A home test two-pack commonly sells for more than USD 20 at the store. Since last week, insurance companies have been required to cover the cost of up to eight at-home rapid tests bought at drugstores or online retailers.
The four tests per home made available through the government website may not go very far in some households.
Kristen Keymont, 30, is a voice and piano teacher who teaches online and shares a house in Ipswich, Massachusetts, with her partner and two other people. When one of her housemates tested positive just before Christmas, she and her partner spent USD 275 buying more than a dozen tests.
"One test each is nice, I guess," she said. "I'm glad we have them, but we're still going to need to buy more if one of us gets exposed."
It would be better, she said, if requests were linked to each person rather than each residential address.
Also, some people who live in buildings with multiple units had their requests for tests rejected, with the website saying tests had already been ordered for that address.
As those complaints surfaced on social media, people began sharing advice on how to enter apartment or unit numbers in a way that the website would accept them.
There have been nearly 50 million visits to the test-ordering website since it went online Tuesday, according to a federal analytics site.
The US bungled its initial rollout of government-made COVID-19 tests in the early days of the outbreak and has never really gotten back on track. While private companies are now producing more than 250 million at-home tests per month, that is still not enough to allow most Americans to frequently test themselves.
The Biden administration focused most of its early COVID-19 efforts on rolling out vaccines. As infections fell last spring, demand for testing plummeted and many manufacturers began shutting down plants.
Only in September after the delta surge was in full swing did the Biden administration announce its first federal contracts designed to jump-start home test production.
Countries like Britain and Germany purchased and distributed billions of the tests soon after they became available last year.
"If you leave the manufacturers to their own devices, they're just going to respond to what's happening right now," said Dr Amy Karger, a testing specialist at the University of Minnesota Medical School.
"And then there's not a lot of bandwidth if something surprising happens, as it did with omicron."
Even with government intervention, the US faces a massive testing load because of its population, which is five times larger than Britain's.
The US would need 2.3 billion tests per month for all teens and adults to test themselves twice per week. That's more than double the number of at-home tests the administration plans to distribute over several months.
Dr David Michaels, a former member of Biden's COVID-19 advisory board, said the administration will probably need to request more federal money to fund testing for years to come.
"Congress was willing to put trillions of dollars into infrastructure primarily to improve transportation. This is infrastructure," said Michaels, a public health professor at George Washington University. "We need billions more in testing to save lives and maintain the economy."
For now, testing will probably continue to be strained. And even the most bullish proponents say the U.S. will have to carefully weigh where home tests can have the greatest benefit for instance, by dispensing them to those most vulnerable to the virus.
"The fact is we just don't have that kind of mass testing capacity in the US," said Dr Michael Mina, chief science officer for home testing service eMed, who once called for using billions of tests per month to crush the pandemic.
"We should now be thinking about how to use these tests in a strategic way.

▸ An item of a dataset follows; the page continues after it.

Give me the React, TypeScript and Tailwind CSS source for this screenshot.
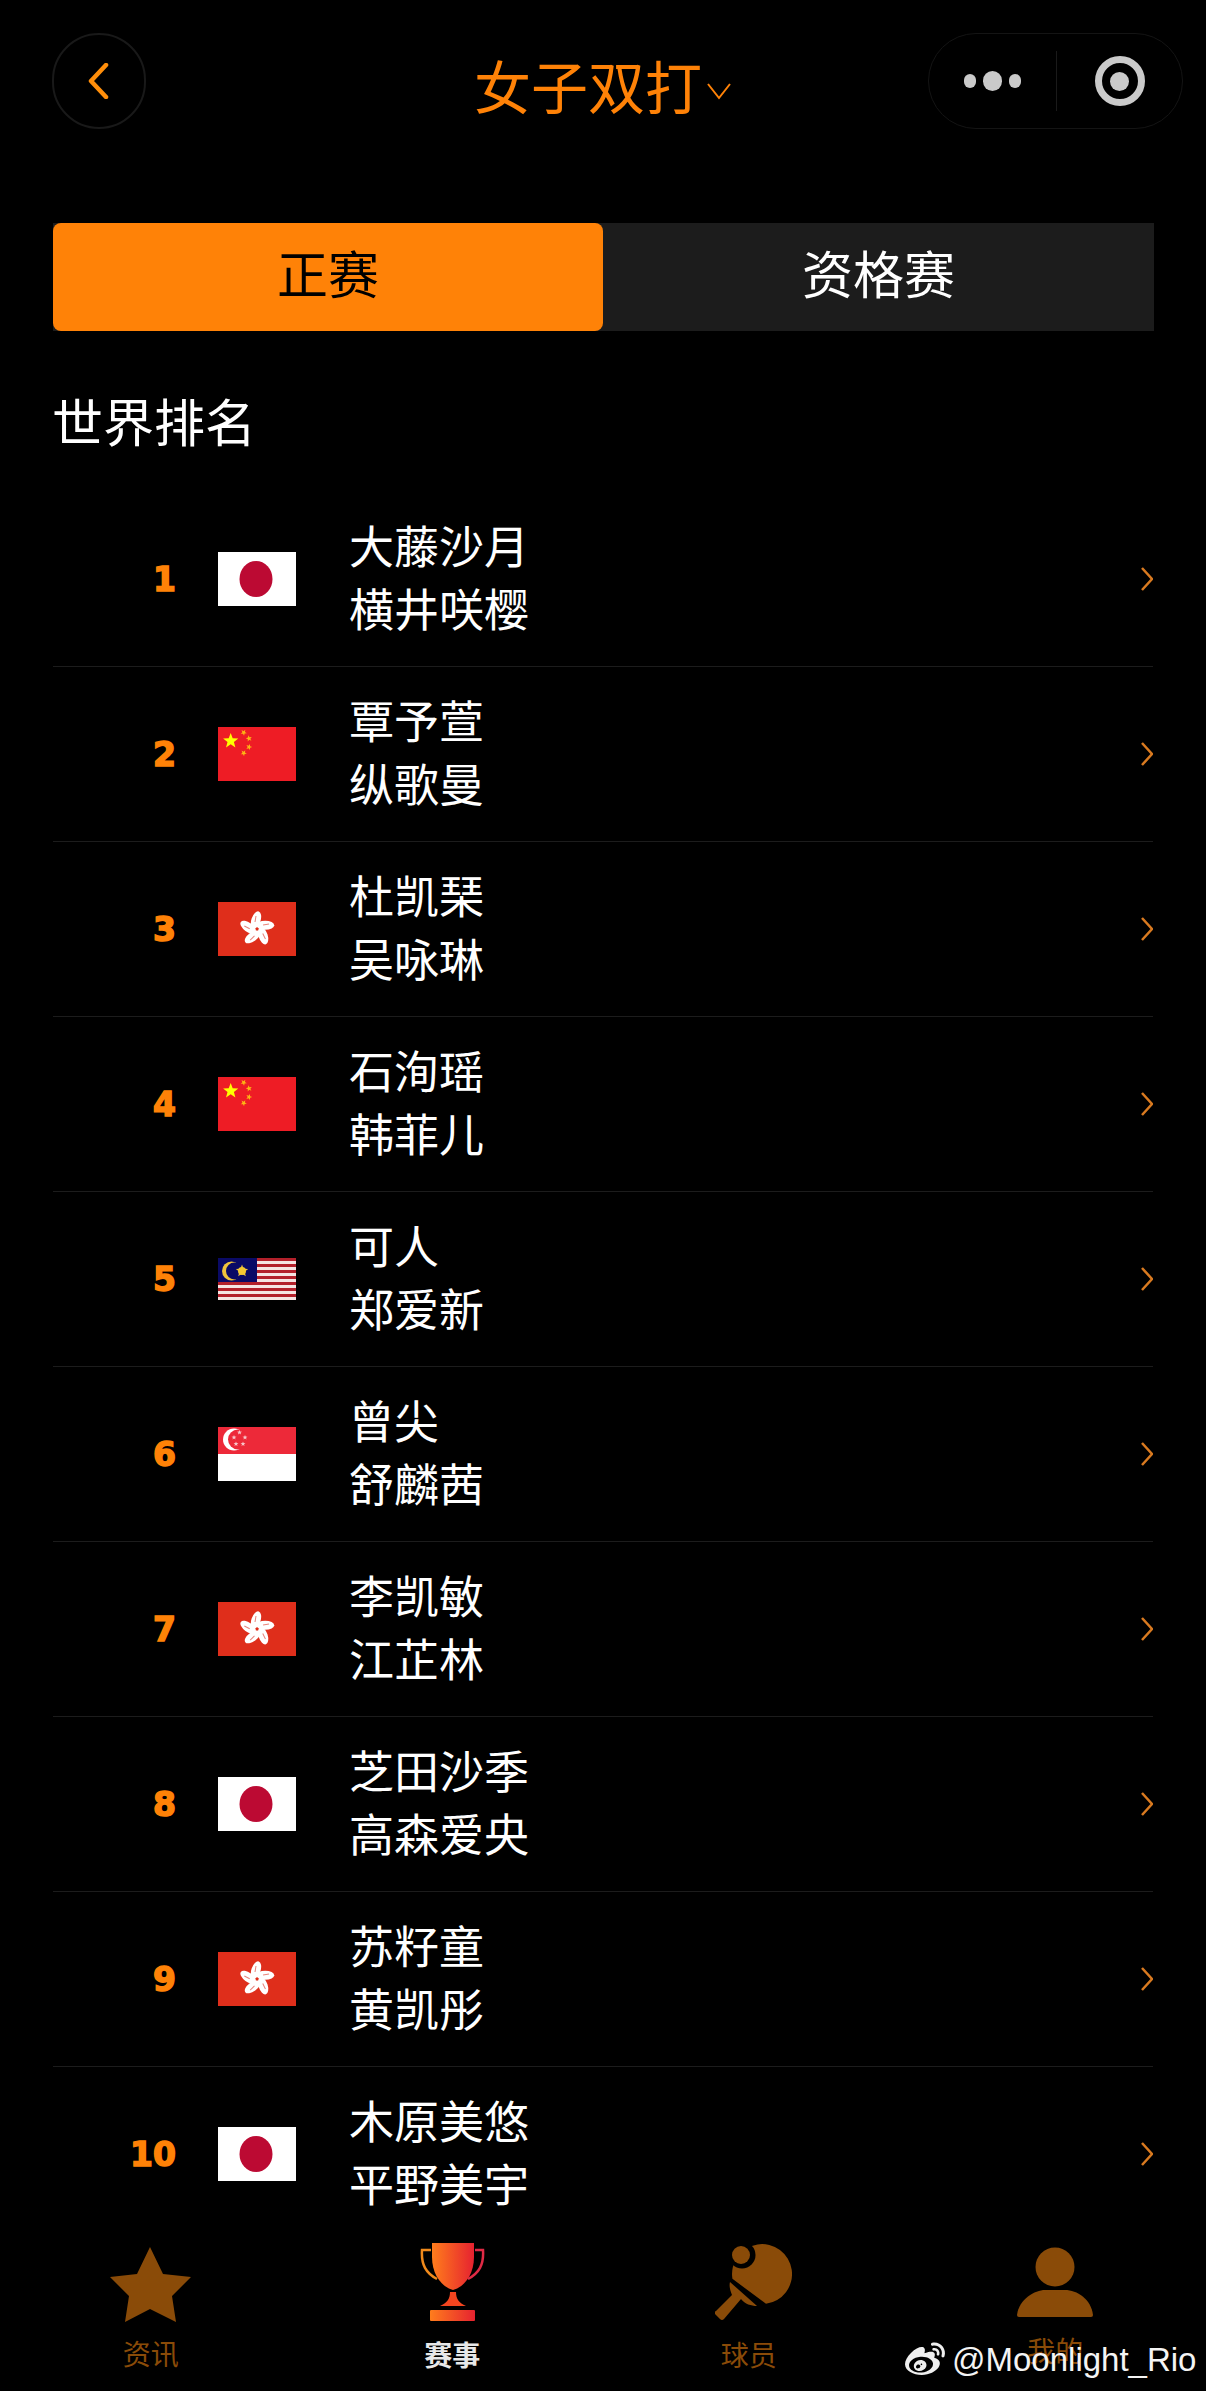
import { FaWeibo } from 'react-icons/fa';

type FlagCode = 'jp' | 'cn' | 'hk' | 'my' | 'sg';

interface Pair {
  rank: number;
  flag: FlagCode;
  names: [string, string];
}

const pairs: Pair[] = [
  { rank: 1, flag: 'jp', names: ['大藤沙月', '横井咲樱'] },
  { rank: 2, flag: 'cn', names: ['覃予萱', '纵歌曼'] },
  { rank: 3, flag: 'hk', names: ['杜凯琹', '吴咏琳'] },
  { rank: 4, flag: 'cn', names: ['石洵瑶', '韩菲儿'] },
  { rank: 5, flag: 'my', names: ['可人', '郑爱新'] },
  { rank: 6, flag: 'sg', names: ['曾尖', '舒麟茜'] },
  { rank: 7, flag: 'hk', names: ['李凯敏', '江芷林'] },
  { rank: 8, flag: 'jp', names: ['芝田沙季', '高森爱央'] },
  { rank: 9, flag: 'hk', names: ['苏籽童', '黄凯彤'] },
  { rank: 10, flag: 'jp', names: ['木原美悠', '平野美宇'] },
];

function starPoints(cx: number, cy: number, r: number, rot = -90) {
  const pts: string[] = [];
  for (let i = 0; i < 10; i++) {
    const rad = i % 2 === 0 ? r : r * 0.42;
    const a = ((rot + i * 36) * Math.PI) / 180;
    pts.push(`${cx + rad * Math.cos(a)},${cy + rad * Math.sin(a)}`);
  }
  return pts.join(' ');
}

function Flag({ code }: { code: FlagCode }) {
  if (code === 'jp') {
    return (
      <svg className="w-[78px] h-[54px] block" viewBox="0 0 78 54">
        <rect width="78" height="54" fill="#fff" />
        <ellipse cx="38" cy="27" rx="16.5" ry="18" fill="#bc0a33" />
      </svg>
    );
  }
  if (code === 'cn') {
    return (
      <svg className="w-[78px] h-[54px] block" viewBox="0 0 78 54">
        <rect width="78" height="54" fill="#ee1c25" />
        <polygon points={starPoints(12.7, 14, 8)} fill="#ffff00" />
        <polygon points={starPoints(25.7, 5.5, 3.2, -60)} fill="#fdb515" />
        <polygon points={starPoints(31, 11.5, 3.2, -30)} fill="#fdb515" />
        <polygon points={starPoints(31, 20, 3.2, 0)} fill="#fdb515" />
        <polygon points={starPoints(25.7, 26, 3.2, -60)} fill="#fdb515" />
      </svg>
    );
  }
  if (code === 'hk') {
    return (
      <svg className="w-[78px] h-[54px] block" viewBox="0 0 78 54">
        <rect width="78" height="54" fill="#df2e1b" />
        {[0, 72, 144, 216, 288].map((a) => (
          <g key={a} transform={`rotate(${a} 39 27)`}>
            <ellipse cx="38" cy="18" rx="4.6" ry="9" transform="rotate(18 38 18)" fill="#fff" />
            <path d="M38 14 L37 20" stroke="#e8837a" strokeWidth="1" />
          </g>
        ))}
      </svg>
    );
  }
  if (code === 'my') {
    return (
      <svg className="w-[78px] h-[42px] block" viewBox="0 0 78 42">
        <rect width="78" height="42" fill="#f5e4e2" />
        {[0, 6, 12, 18, 24, 30, 36].map((y) => (
          <rect key={y} y={y} width="78" height="3" fill="#b3202a" />
        ))}
        <rect width="39" height="24" fill="#0a0a66" />
        <circle cx="13.5" cy="13" r="9.5" fill="#f0c33c" />
        <circle cx="16.5" cy="13" r="8.5" fill="#0a0a66" />
        <polygon points={starPoints(24, 13, 6.5)} fill="#f0c33c" />
        <circle cx="24" cy="13" r="4" fill="#f5c832" />
      </svg>
    );
  }
  return (
    <svg className="w-[78px] h-[54px] block" viewBox="0 0 78 54">
      <rect width="78" height="27" fill="#ed2939" />
      <rect y="27" width="78" height="27" fill="#fff" />
      <circle cx="16" cy="12.5" r="11" fill="#fff" />
      <circle cx="20" cy="12.5" r="10" fill="#ed2939" />
      <polygon points={starPoints(21.5, 5.5, 2.6)} fill="#f7c4c8" />
      <polygon points={starPoints(16, 10.5, 2.6)} fill="#f7c4c8" />
      <polygon points={starPoints(27, 10.5, 2.6)} fill="#f7c4c8" />
      <polygon points={starPoints(18, 17, 2.6)} fill="#f7c4c8" />
      <polygon points={starPoints(25, 17, 2.6)} fill="#f7c4c8" />
    </svg>
  );
}

function StarIcon() {
  return (
    <svg className="w-[81px] h-[75px]" viewBox="0 0 81 75">
      <polygon points="40,0 53,27 81,30 62,49 66,75 40,62 15,75 19,49 0,30 27,27" fill="#8a4b08" />
    </svg>
  );
}

function TrophyIcon() {
  return (
    <svg className="w-[65px] h-[78px]" viewBox="0 0 65 78">
      <defs>
        <linearGradient id="cup" x1="0" x2="1" y1="0" y2="0">
          <stop offset="0" stopColor="#ff7d1c" />
          <stop offset="1" stopColor="#e62230" />
        </linearGradient>
      </defs>
      <path d="M12 0 H54 V14 C54 32 44 44 33 47 C22 44 12 32 12 14Z" fill="url(#cup)" />
      <path d="M11 7 H2 C1 22 6 30 17 36" fill="none" stroke="#f08a1c" strokeWidth="2.5" />
      <path d="M55 7 H63 C64 22 59 30 48 36" fill="none" stroke="#e02a45" strokeWidth="2.5" />
      <path d="M30 49 H36 C36 56 39 60 46 63 H20 C27 60 30 56 30 49Z" fill="#f4451f" />
      <rect x="10" y="67" width="45" height="11" rx="1" fill="url(#cup)" />
    </svg>
  );
}

function PaddleIcon() {
  return (
    <svg className="w-[77px] h-[76px]" viewBox="0 0 77 76">
      <path d="M17.4 34.8 A30 30 0 1 1 51 59.8Z" fill="#8a4b08" />
      <circle cx="27" cy="11" r="13.5" fill="#000" />
      <circle cx="26" cy="11" r="9" fill="#8a4b08" />
      <path
        d="M15 38 L42 62 C36 62 30 60 26 55 L9 75 Q7 77 5 75 L0 70 Q-1 68 1 67 L17 51 C15 46 14 42 15 38Z"
        fill="#8a4b08"
      />
    </svg>
  );
}

function PersonIcon() {
  return (
    <svg className="w-[76px] h-[70px]" viewBox="0 0 76 70">
      <circle cx="38" cy="20" r="19.5" fill="#8a4b08" />
      <path d="M0 68 C2 52 18 43 28 43 H48 C60 43 74 52 76 68 Q76 70 74 70 H2 Q0 70 0 68Z" fill="#8a4b08" />
    </svg>
  );
}

const cjk = "font-['Noto_Sans_CJK_SC','Liberation_Sans',sans-serif]";

export default function App() {
  return (
    <div className={`relative w-[1206px] h-[2391px] bg-black flex flex-col overflow-hidden ${cjk}`}>
      {/* 顶部导航 */}
      <div className="flex items-center h-[96px] mt-[33px] shrink-0">
        <div className="ml-[52px] w-[94px] h-[96px] rounded-full border-2 border-[#191919] flex items-center justify-center">
          <svg className="w-[24px] h-[36px] -ml-[3px]" viewBox="0 0 24 36" fill="none">
            <path d="M20 2 L5 18 L20 34" stroke="#ff8e0a" strokeWidth="4.5" strokeLinecap="round" strokeLinejoin="round" />
          </svg>
        </div>
        <div className="ml-[328px] mt-[6px] flex items-center text-[#ff8207] text-[57px] leading-[64px]">
          <span>女子双打</span>
          <svg className="w-[26px] h-[18px] ml-[4px] mt-[14px]" viewBox="0 0 26 18" fill="none">
            <path d="M2 2 L13 16 L24 2" stroke="#ff8207" strokeWidth="2" />
          </svg>
        </div>
        <div className="ml-auto mr-[23px] w-[255px] h-[96px] rounded-[48px] border border-[#141414] flex items-center">
          <div className="w-[127px] flex items-center justify-center gap-[7px]">
            <span className="w-[12px] h-[14px] rounded-full bg-[#cacaca]" />
            <span className="w-[19px] h-[20px] rounded-full bg-[#cacaca]" />
            <span className="w-[12px] h-[14px] rounded-full bg-[#cacaca]" />
          </div>
          <span className="w-px h-[60px] bg-[#1a1a1a]" />
          <div className="flex-1 flex items-center justify-center">
            <span className="w-[50px] h-[50px] rounded-full border-[7px] border-[#cacaca] flex items-center justify-center">
              <span className="w-[19px] h-[19px] rounded-full bg-[#cacaca]" />
            </span>
          </div>
        </div>
      </div>

      {/* 正赛 / 资格赛 */}
      <div className="mt-[94px] mx-[53px] w-[1101px] h-[108px] flex bg-[#1c1c1c] shrink-0">
        <div className="w-[550px] pb-[10px] bg-[#ff8207] rounded-[8px] flex items-center justify-center text-black text-[51px] leading-none">
          正赛
        </div>
        <div className="flex-1 pb-[10px] flex items-center justify-center text-white text-[51px] leading-none">资格赛</div>
      </div>

      <div className="mt-[59px] mb-[42px] ml-[52px] h-[60px] flex items-center text-white text-[51px] leading-none shrink-0">
        世界排名
      </div>

      {/* 排名列表 */}
      <div className="flex-1 min-h-0 overflow-hidden mx-[53px]">
        {pairs.map((p) => (
          <div key={p.rank} className="h-[175px] flex items-center border-b border-[#1c1c1c]">
            <div className="w-[123px] mt-[2px] text-right text-[#ff8207] text-[33px] font-bold font-['DejaVu_Sans',sans-serif] [-webkit-text-stroke:1.5px_#ff8207]">
              {p.rank}
            </div>
            <div className="ml-[42px] w-[78px] flex justify-center">
              <Flag code={p.flag} />
            </div>
            <div className="ml-[53px] pb-[6px] flex-1 text-white text-[45px] leading-[63px]">
              <div>{p.names[0]}</div>
              <div>{p.names[1]}</div>
            </div>
            <svg className="w-[14px] h-[28px]" viewBox="0 0 14 28" fill="none">
              <path d="M3 3 L13 14 L3 25" stroke="#d97a20" strokeWidth="2.5" />
            </svg>
          </div>
        ))}
      </div>

      {/* 底部标签栏 */}
      <div className="h-[176px] shrink-0 bg-black grid grid-cols-4">
        <div className="flex flex-col items-center pt-[30px]">
          <div className="h-[78px] flex items-center"><StarIcon /></div>
          <div className="mt-[12px] text-[28px] leading-[36px] text-[#8a4b08]">资讯</div>
        </div>
        <div className="flex flex-col items-center pt-[28px]">
          <div className="h-[78px] flex items-center"><TrophyIcon /></div>
          <div className="mt-[15px] text-[28px] leading-[36px] font-bold text-[#e8e8e8]">赛事</div>
        </div>
        <div className="flex flex-col items-center pt-[29px]">
          <div className="h-[76px] flex items-center"><PaddleIcon /></div>
          <div className="mt-[16px] mr-[10px] text-[28px] leading-[36px] text-[#8a4b08]">球员</div>
        </div>
        <div className="flex flex-col items-center pt-[32px]">
          <div className="h-[70px] flex items-center"><PersonIcon /></div>
          <div className="mt-[15px] text-[28px] leading-[36px] text-[#8a4b08]">我的</div>
        </div>
      </div>

      {/* 水印 */}
      <div className="absolute left-[902px] top-[2340px] flex items-center text-[#f4f4f4] text-[33px] leading-[40px] font-['Liberation_Sans',sans-serif]">
        <FaWeibo className="w-[46px] h-[40px] text-[#eeeeee]" />
        <span className="ml-[4px]">@Moonlight_Rio</span>
      </div>
    </div>
  );
}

We don't want to just dilute them out across the population."
Mina and others acknowledge widespread use of rapid tests is not without its downsides. Results from at-home tests are seldom reported to health authorities, giving an imperfect picture of the spread and size of the pandemic.
More than 2 million test results a day are being reported to US health officials, but nearly all of them come from laboratory-processed tests. Some researchers estimate the real number of daily tests is roughly 5 million, when accounting for at-home ones.